When the "women's movement" was all about obtaining the right to vote, the issue had a direct impact on every voting age woman. Trouble is, though, that the banners feminists wave today either don't have the universal impact on the vast majority of today's women, are divisive non-starters with no hope for a positive resolution or are laughable notions that actually do more harm than good for the cause of women.
One need not look further than the ill-conceived "V-Day" campaign to demonstrate just how downright bizarre feminism has become. Basically, V-Day is an alternative feminist holiday to that evil celebration of love on St. Valentines Day. So instead of candy, flowers, and romantic dinners on February 14th, feminists are organizing events to celebrate the vagina. That's right, an entire day for females across the nation to focus on their genitalia. Isn't it the entire antithesis of feminism to reduce women (and therefore their value) down to nothing more than their genitalia? How in the world does that prevent the sexual objectification of women?
Scratch the surface on the V-Day campaign and it is clearly nothing more than a recruitment tool for an aging feminist movement. The program focuses on recruiting a bumper crop of impressionable young women on college campuses through a variety of activities ranging from putting on productions of "The Vagina Monologues" to organizing a "vagina friendly bake sale" (whatever that means) and a mass distribution of propaganda on a variety of topics.
Across the nation, there are apparently single gals who anticipate Valentines Day with a mixture of dread and depression. Not receiving Valentines gifts can be a source of great angst which provides a ready pool of participants for a self-indulgent exercise seeking solidarity with other similarly-situated young women vulnerable to the V-Day messages.
As Lisa De Pasquale wrote for the Clare Booth Luce Policy Institute, "In actuality, the movement's goal is to desensitize society, especially young women to their crude language and perpetuate feelings of victim hood among women."

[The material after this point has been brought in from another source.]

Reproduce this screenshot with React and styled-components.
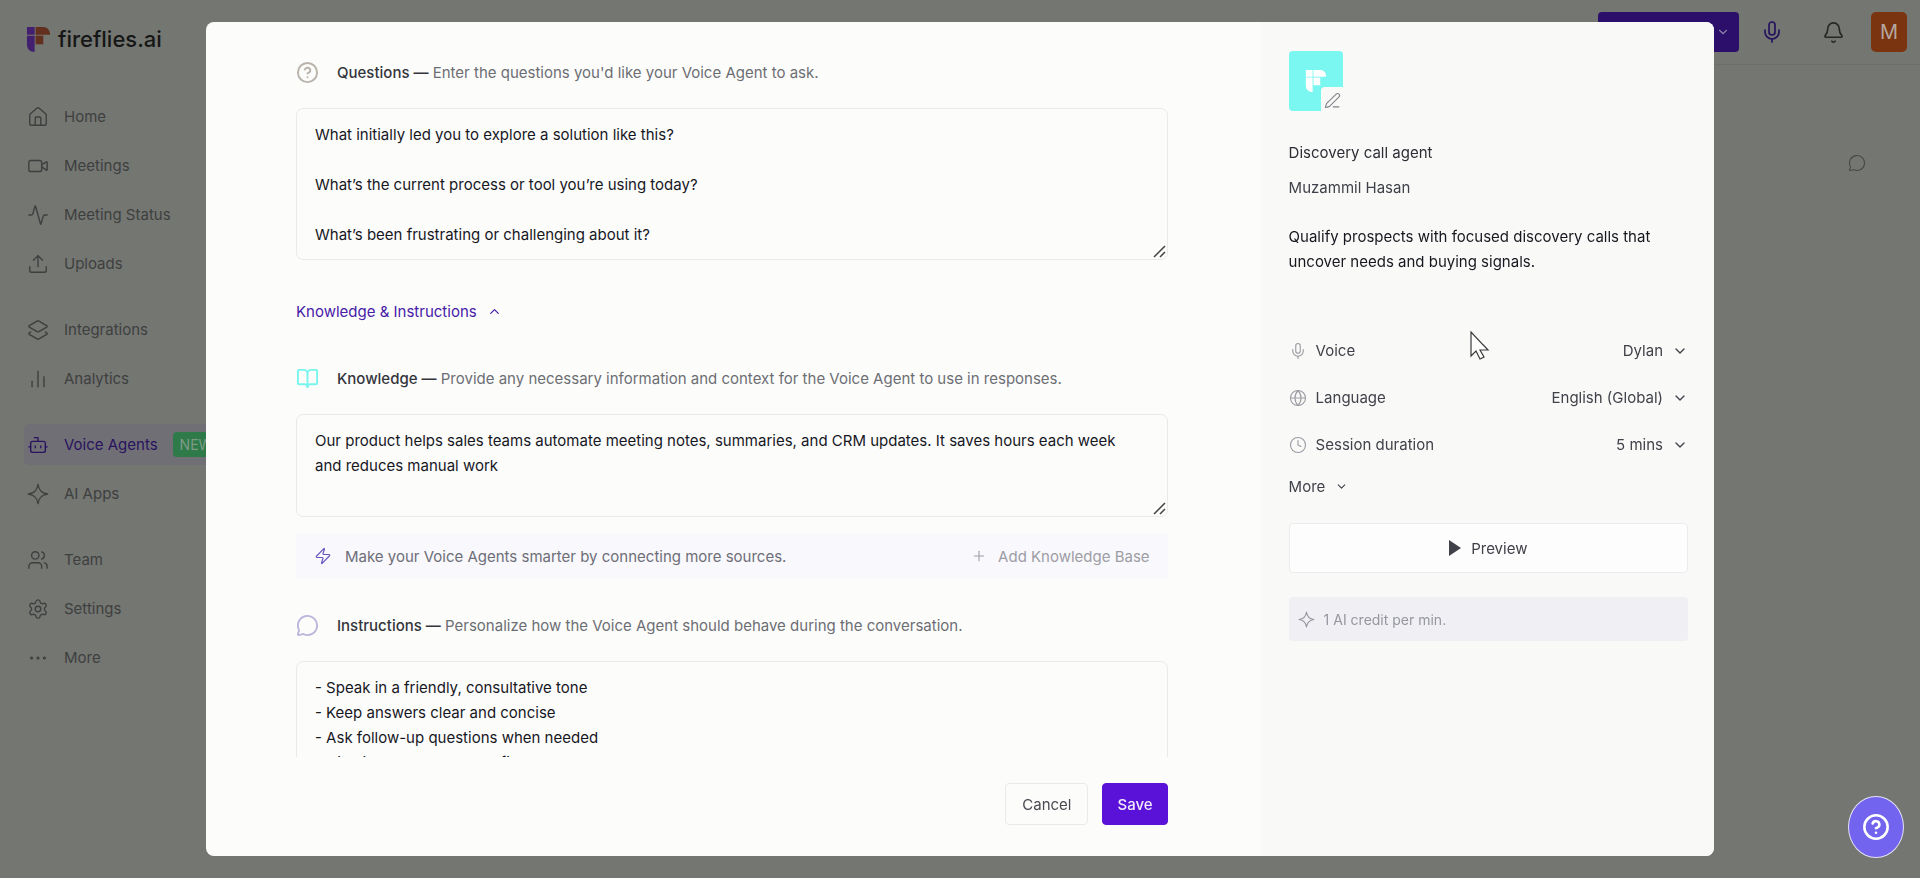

The so-called "Sexual Revolution", which V-Day clearly seeks to glorify, has only benefited one group of people -- men who are interested in sexual liaisons without responsibility. These commitment-phobic men already only see women as nothing more than their genitalia, how does validating that notion promote equality? Chances are good that the college boys who popped by the "vagina friendly bake sale" on their campus on V-Day were not there to "discuss the male-dominated hegemony that permeates every aspect of society" or whatever liberal buzz-word pabulum was spouted.
If feminists truly want to help women, here's a start -- stop trying to indoctrinate young women into the destructive notion that traditional relationships between men and women are to be avoided, belittled and shunned. Convincing young women that sexual promiscuity has no permanent consequences is hardly the road to equality. And it should be fairly obvious that celebrating a body part is silly, irrelevant and quite frankly trivializes women.